═══ Provided entries

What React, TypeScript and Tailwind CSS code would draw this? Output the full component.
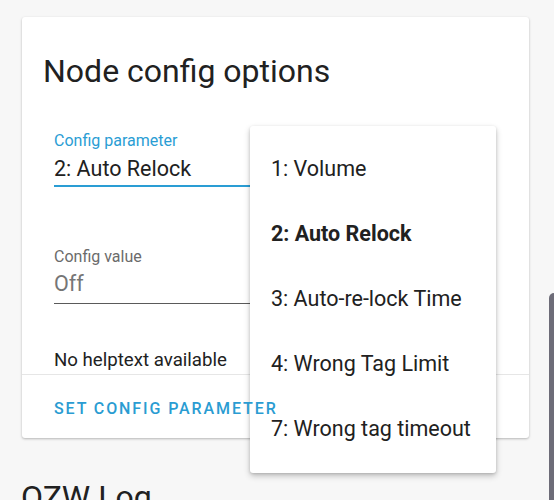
import React from "react";

const opcoes = [
  { id: 1, label: "1: Volume" },
  { id: 2, label: "2: Auto Relock" },
  { id: 3, label: "3: Auto-re-lock Time" },
  { id: 4, label: "4: Wrong Tag Limit" },
  { id: 7, label: "7: Wrong tag timeout" },
];

export default function App() {
  const selecionado = 2;

  return (
    <div
      className="relative h-[500px] w-[554px] overflow-hidden bg-[#f7f7f7] text-[#212121]"
      style={{ fontFamily: "Roboto, 'Liberation Sans', sans-serif" }}
    >
      {/* CARD */}
      <div className="relative ml-[22px] mt-[17px] h-[421px] w-[507px] rounded-[3px] bg-white shadow-[0_1px_3px_rgba(0,0,0,0.18),0_1px_2px_rgba(0,0,0,0.1)]">
        <div className="pl-[21px] pr-[21px] pt-[34px]">
          <h2 className="h-[40px] text-[32px] leading-[40px] font-normal text-[#212121]">Node config options</h2>

          <div className="mt-[40px] pl-[11px]">
            <div className="h-[20px] text-[16px] leading-[20px] text-[#2a9dd4]">Config parameter</div>
            <div className="mt-[3.5px] h-[28px] text-[21.5px] leading-[28px] text-[#212121]">2: Auto Relock</div>
            <div className="mt-[2px] h-[2px] w-[200px] bg-[#2a9dd4]" />
          </div>

          <div className="mt-[60px] pl-[11px]">
            <div className="h-[20px] text-[16px] leading-[20px] text-[#6b6b6b]">Config value</div>
            <div className="mt-[3.5px] h-[28px] text-[21.5px] leading-[28px] text-[#767676]">Off</div>
            <div className="mt-[5px] h-px w-[200px] bg-[#5a5a5a]" />
          </div>

          <p className="mt-[44px] h-[24px] pl-[11px] text-[18.67px] leading-[24px] text-[#212121]">No helptext available</p>
        </div>

        <div className="mt-[2px] h-px w-full bg-[#e6e6e6]" />

        <div className="relative z-20 pl-[32px] pt-[22px]">
          <button
            type="button"
            className="h-[20px] text-[16px] leading-[20px] font-medium uppercase tracking-[1.9px] text-[#2a9cd2]"
          >
            Set config parameter
          </button>
        </div>
      </div>

      {/* OZW LOG */}
      <h2 className="ml-[21px] mt-[39px] h-[40px] text-[32px] leading-[40px] font-normal text-[#212121]">OZW Log</h2>

      {/* MENU */}
      <ul className="absolute left-[250px] top-[126px] z-10 w-[246px] rounded-[3px] bg-white py-[11px] shadow-[0_3px_6px_rgba(0,0,0,0.22),0_1px_3px_rgba(0,0,0,0.14)]">
        {opcoes.map((op) => (
          <li
            key={op.id}
            className={`flex h-[65px] items-center pl-[21px] text-[21.5px] text-[#212121] ${
              op.id === selecionado ? "font-bold" : "font-normal"
            }`}
          >
            {op.label}
          </li>
        ))}
      </ul>

      {/* barra do lado */}
      <div className="absolute bottom-0 right-0 top-[293px] w-[5px] rounded-tl-[6px] bg-[#6d6c78]" />
    </div>
  );
}
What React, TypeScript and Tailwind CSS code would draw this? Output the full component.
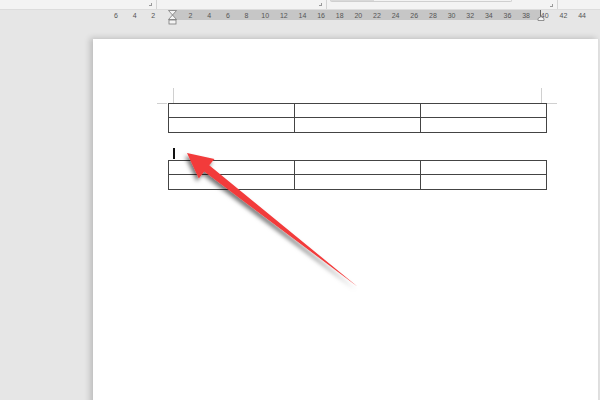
import React from "react";

const nums = [6, 4, 2, 0, 2, 4, 6, 8, 10, 12, 14, 16, 18, 20, 22, 24, 26, 28, 30, 32, 34, 36, 38, 40, 42, 44];

function Table() {
  const Row = ({ last }: { last?: boolean }) => (
    <div className={`flex h-[14px] ${last ? "" : "border-b border-[#444]"}`}>
      <div className="w-[126px] border-r border-[#444]" />
      <div className="w-[126px] border-r border-[#444]" />
      <div className="flex-1" />
    </div>
  );
  return (
    <div className="w-[379px] shrink-0 border border-[#444]">
      <Row />
      <Row last />
    </div>
  );
}

export default function App() {
  return (
    <div
      className="relative w-[600px] h-[400px] overflow-hidden bg-[#e6e6e6]"
      style={{ fontFamily: '"Liberation Sans", Arial, sans-serif' }}
    >
      {/* ribbon bottom strip */}
      <div className="flex h-[10px] bg-[#f3f3f3] border-b border-[#dcdcdc]">
        <div className="w-[157px] border-r border-[#d4d4d4] flex justify-end items-center pr-[4px]">
          <span className="block w-[3px] h-[3px] border-r border-b border-[#999]" />
        </div>
        <div className="w-[170px] border-r border-[#d4d4d4] flex justify-end items-center pr-[4px]">
          <div className="flex-1 h-full" />
          <span className="block w-[3px] h-[3px] border-r border-b border-[#999]" />
        </div>
        <div className="w-[231px] border-r border-[#d4d4d4] flex items-start">
          <div className="ml-[3px] w-[182px] h-[2px] border-b border-l border-r border-[#cfcfcf] rounded-b-[2px] flex">
            <div className="w-[43px] h-full bg-[#d9d9d9]" />
          </div>
          <div className="flex-1" />
          <span className="block mt-[4px] mr-[4px] w-[3px] h-[3px] border-r border-b border-[#999]" />
        </div>
        <div className="flex-1" />
      </div>

      {/* ruler */}
      <div className="relative h-[10px] bg-[linear-gradient(to_right,transparent_172px,#c6c6c6_172px,#c6c6c6_541px,transparent_541px)]">
        <div className="flex h-full items-center pl-[106.7px] text-[7px] leading-none text-[#555]">
          {nums.map((n, i) => (
            <div key={i} className="w-[18.65px] shrink-0 text-center">
              {i === 3 ? "" : n}
            </div>
          ))}
        </div>
        <div className="absolute left-[540px] top-0 w-[1px] h-[10px] bg-[#666]" />
      </div>

      {/* indent markers */}
      <svg className="absolute left-0 top-0 pointer-events-none" width="600" height="30">
        <polygon points="168.5,10.5 176.5,10.5 172.5,15 176.5,19.5 168.5,19.5 172.5,15" fill="#f4f4f4" stroke="#7a7a7a" strokeWidth="0.8" />
        <rect x="169" y="20" width="7" height="4" fill="#f4f4f4" stroke="#7a7a7a" strokeWidth="0.8" />
        <polygon points="538,20.5 538,18.5 541,16.5 544,18.5 544,20.5" fill="#f4f4f4" stroke="#7a7a7a" strokeWidth="0.8" />
      </svg>

      {/* page */}
      <div className="mt-[19px] ml-[93px] w-[506px] h-[400px] bg-white border-r border-[#dedede] shadow-[-3px_-1px_6px_rgba(0,0,0,0.18)]">
        <div className="pt-[49px] pl-[64px] w-[470px]">
          {/* top corner marks */}
          <div className="flex h-[15px]">
            <div className="ml-[16px] w-[1px] h-full bg-[#d0d0d0]" />
            <div className="ml-[367px] w-[1px] h-full bg-[#d0d0d0]" />
          </div>
          <div className="flex items-start">
            <div className="w-[10px] h-[1px] bg-[#d0d0d0] mr-[1px] shrink-0" />
            <Table />
            <div className="w-[10px] h-[1px] bg-[#d0d0d0] shrink-0" />
          </div>
          <div className="h-[15px]" />
          <div className="ml-[16px] w-[1.5px] h-[11px] bg-[#111]" />
          <div className="h-[1px]" />
          <div className="flex ml-[11px]">
            <Table />
          </div>
        </div>
      </div>

      {/* arrow */}
      <svg className="absolute inset-0 pointer-events-none" width="600" height="400">
        <defs>
          <filter id="sh" x="-20%" y="-20%" width="140%" height="140%">
            <feDropShadow dx="-2" dy="3" stdDeviation="2.2" floodColor="#000" floodOpacity="0.55" />
          </filter>
        </defs>
        <polygon
          points="187,153 214.5,159 209.2,165.3 358,287 204.2,171.5 198.8,178.5"
          fill="#f23b3b"
          filter="url(#sh)"
        />
      </svg>
    </div>
  );
}
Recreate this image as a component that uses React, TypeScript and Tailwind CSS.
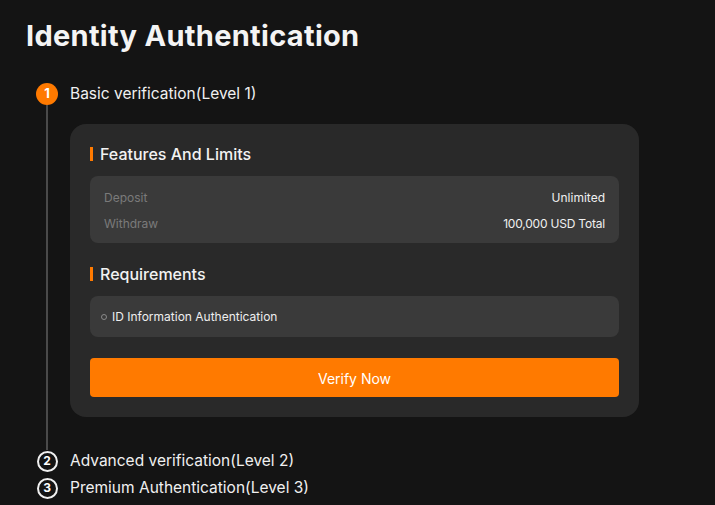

══════

The lines from the top of the data above through the one holding "const selecionado = 2;" are to be repeated exactly, and only those, with no pictures.

:: Exercise output ::
What React, TypeScript and Tailwind CSS code would draw this? Output the full component.
import React from "react";

const opcoes = [
  { id: 1, label: "1: Volume" },
  { id: 2, label: "2: Auto Relock" },
  { id: 3, label: "3: Auto-re-lock Time" },
  { id: 4, label: "4: Wrong Tag Limit" },
  { id: 7, label: "7: Wrong tag timeout" },
];

export default function App() {
  const selecionado = 2;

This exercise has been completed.